I also think those sack numbers are inflated because of how different the game was. More teams have gone to spreading the field and throwing lots of short passes, including screens. That's going to make a modern QB's sack percentage much lower relatively just by those changes alone. 

In fact, I think those passers of yesteryere look a lot like Big Ben and Matt Ryan today. 

13 Not just the sack percentage.

  The other consequence of immobility is a QB hit.  It may not cause a loss of yards, but it can cause incomplete passes and WILL cause physical punishment that adds up over time.  Ben is a good example of that as was McNair, BTW.  Unless of course you have as quick a release as Marino, and very few QBs do.

17 Big Ben isn't really much…

Big Ben isn't really much like Bledsoe or Vinny. He's much bigger and stronger than they were, and his sacks result from his confidence in being able to take hits or power through smaller defenders, hence holding the ball longer to try to make something happen. Big Ben could get away with prolonging the play because he was so tough. He's very similar to Culpepper that way, who was also a big strong QB who took a lot of sacks not in spite of the fact that he was tough to bring down but because of it.

Also, it's true that sack% has gone down, due to shorter passing concepts. But modern pass rushers are also just plain faster than they were in the 90s. I think being a statue makes you more of a target now than it did then, despite shorter/quicker pass plays, unless you have a Marino-like release. Especially so because pocket passer statues are less common now than they were then.

18 I guess what you are really…

I guess what you are really saying is sacks are more detrimental in today's game than they were in the past, tilting those players who were net positives into net neutral or slightly net negative. I tend to take the opposite view in that schemes and pass concepts have made it harder to sack players. So one could make the argument that they would be even more viable in today's game.

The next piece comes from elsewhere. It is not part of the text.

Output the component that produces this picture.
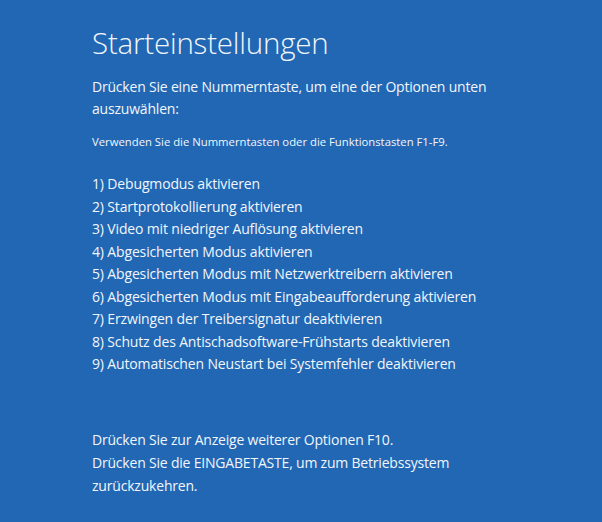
import React from 'react';

const options = [
  'Debugmodus aktivieren',
  'Startprotokollierung aktivieren',
  'Video mit niedriger Auflösung aktivieren',
  'Abgesicherten Modus aktivieren',
  'Abgesicherten Modus mit Netzwerktreibern aktivieren',
  'Abgesicherten Modus mit Eingabeaufforderung aktivieren',
  'Erzwingen der Treibersignatur deaktivieren',
  'Schutz des Antischadsoftware-Frühstarts deaktivieren',
  'Automatischen Neustart bei Systemfehler deaktivieren',
];

export default function App() {
  return (
    <div
      className="w-[602px] h-[522px] bg-[#2167b4] text-[#f2f6fb] pl-[92px] pt-[22px] overflow-hidden"
      style={{ fontFamily: '"Open Sans", "Noto Sans", sans-serif' }}
    >
      <h1 className="text-[29.5px] leading-[42px] font-light tracking-[-0.2px]">Starteinstellungen</h1>
      <p className="mt-[12px] text-[14px] leading-[22px] tracking-[-0.2px] w-[420px]">
        Drücken Sie eine Nummerntaste, um eine der Optionen unten auszuwählen:
      </p>
      <p className="mt-[15px] text-[11.3px] leading-[14px]">
        Verwenden Sie die Nummerntasten oder die Funktionstasten F1-F9.
      </p>
      <ul className="mt-[24px] text-[14px] leading-[22.5px] tracking-[-0.15px]">
        {options.map((o, i) => (
          <li key={i}>
            {i + 1}) {o}
          </li>
        ))}
      </ul>
      <div className="mt-[52px] text-[14px] leading-[23px] tracking-[-0.2px] w-[420px]">
        <p>Drücken Sie zur Anzeige weiterer Optionen F10.</p>
        <p>Drücken Sie die EINGABETASTE, um zum Betriebssystem zurückzukehren.</p>
      </div>
    </div>
  );
}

Look at the so called statues that are out there now. Matt Ryan, Jimmy G, Kirk Cousins etc etc. Bledsoe would probably fall into that category today which is what he probably was for his career( I didn't watch prime Drew to confirm).

 

 

 

21 The difference between…

The difference between Bledsoe and Testaverde on the one hand, and Ryan and Cousins on the other, is accuracy. Sure, some of that is due to shorter routes, but Ryan was top-10 in completion% 8x, Cousins 6x. Bledsoe and Testaverde only managed to make the top-10 2x each, despite the fact that the league was smaller and it was slightly easier to make the top-10, and despite the fact that they were each starters for many more years than Cousins. (Brad Johnson actually was pretty accurate for his era, and Garoppolo's accuracy is middling for his, so I guess they don't fit this hypothesis.)

I am positing that immobile QBs who are poor at sack avoidance and also not very accurate who were pretty successful in the 90s would be less successful today. That's partially because of sacks, but also because not being able to scramble removes a lot of potential for creative playcalling, and because accuracy is more important that ever and if you have it, makes up for a lot of other ills.

Basically, if some QBs would be better now than they were 20ish years ago, it stands to reason that some other QBs would be worse. I am just trying to hypothesize about whom those worse QBs would be.

9 It would be fascinating to…

It would be fascinating to read some of the author's specific experiences of working as an analyst for an NFL team - although entirely understandable that he very probably aspires to work in the league again, and would not want to tread on any toes!

I'm sure (as the author suggests) that there are further edges ready to be exploited through analytics, although we may soon be at that stage where the low hanging fruit has been picked, the best stuff has been copied league wide, and further analysis yields increasingly diminishing returns. 

 

25 Newton and Gravity...

Newton was not "harangued by his contemporaries on this lack of deep understanding about gravity."  At the time, there was no way of "understanding" invisible forces.  They were the stuff of "magical thinking."  Newton's workaround was to substitute a mathematical explanation for a mechanical one.